## Collected data
- - -

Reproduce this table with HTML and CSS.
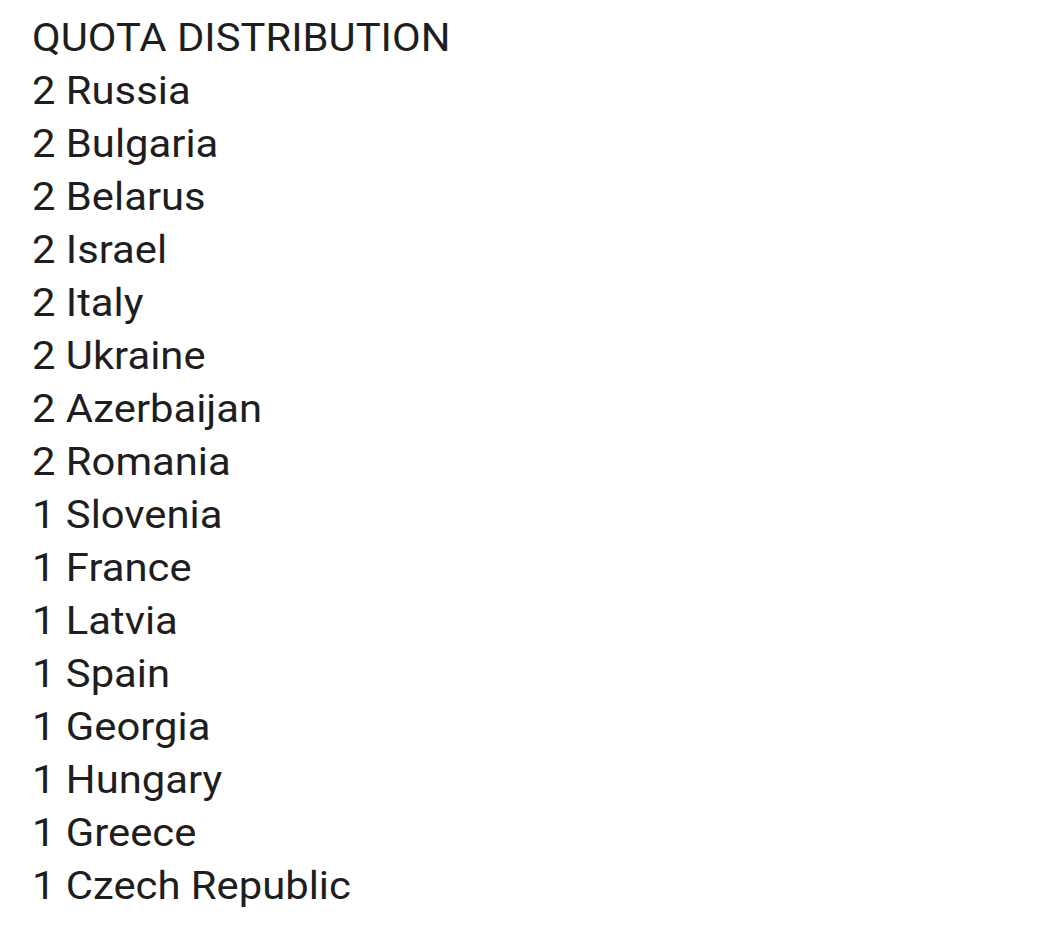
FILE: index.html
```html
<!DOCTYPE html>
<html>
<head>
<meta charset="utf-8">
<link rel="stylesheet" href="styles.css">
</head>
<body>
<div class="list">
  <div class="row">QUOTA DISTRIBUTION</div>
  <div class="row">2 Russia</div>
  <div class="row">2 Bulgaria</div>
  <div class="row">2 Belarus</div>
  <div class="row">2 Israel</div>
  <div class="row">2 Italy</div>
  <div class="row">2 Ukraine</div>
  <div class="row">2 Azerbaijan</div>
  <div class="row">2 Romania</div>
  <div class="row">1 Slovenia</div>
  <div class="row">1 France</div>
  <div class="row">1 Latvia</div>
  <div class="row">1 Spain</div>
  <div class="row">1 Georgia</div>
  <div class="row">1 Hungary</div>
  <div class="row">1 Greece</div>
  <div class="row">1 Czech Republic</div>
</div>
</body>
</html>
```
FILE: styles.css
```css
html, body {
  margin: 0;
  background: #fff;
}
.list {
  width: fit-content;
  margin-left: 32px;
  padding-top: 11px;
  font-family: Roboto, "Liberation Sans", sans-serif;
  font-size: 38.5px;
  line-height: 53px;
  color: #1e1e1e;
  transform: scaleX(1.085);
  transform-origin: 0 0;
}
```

- - -

## Directive
Return the full material word for word. Do not include the pictures.

## Response below
Reproduce this table with HTML and CSS.
FILE: index.html
```html
<!DOCTYPE html>
<html>
<head>
<meta charset="utf-8">
<link rel="stylesheet" href="styles.css">
</head>
<body>
<div class="list">
  <div class="row">QUOTA DISTRIBUTION</div>
  <div class="row">2 Russia</div>
  <div class="row">2 Bulgaria</div>
  <div class="row">2 Belarus</div>
  <div class="row">2 Israel</div>
  <div class="row">2 Italy</div>
  <div class="row">2 Ukraine</div>
  <div class="row">2 Azerbaijan</div>
  <div class="row">2 Romania</div>
  <div class="row">1 Slovenia</div>
  <div class="row">1 France</div>
  <div class="row">1 Latvia</div>
  <div class="row">1 Spain</div>
  <div class="row">1 Georgia</div>
  <div class="row">1 Hungary</div>
  <div class="row">1 Greece</div>
  <div class="row">1 Czech Republic</div>
</div>
</body>
</html>
```
FILE: styles.css
```css
html, body {
  margin: 0;
  background: #fff;
}
.list {
  width: fit-content;
  margin-left: 32px;
  padding-top: 11px;
  font-family: Roboto, "Liberation Sans", sans-serif;
  font-size: 38.5px;
  line-height: 53px;
  color: #1e1e1e;
  transform: scaleX(1.085);
  transform-origin: 0 0;
}
```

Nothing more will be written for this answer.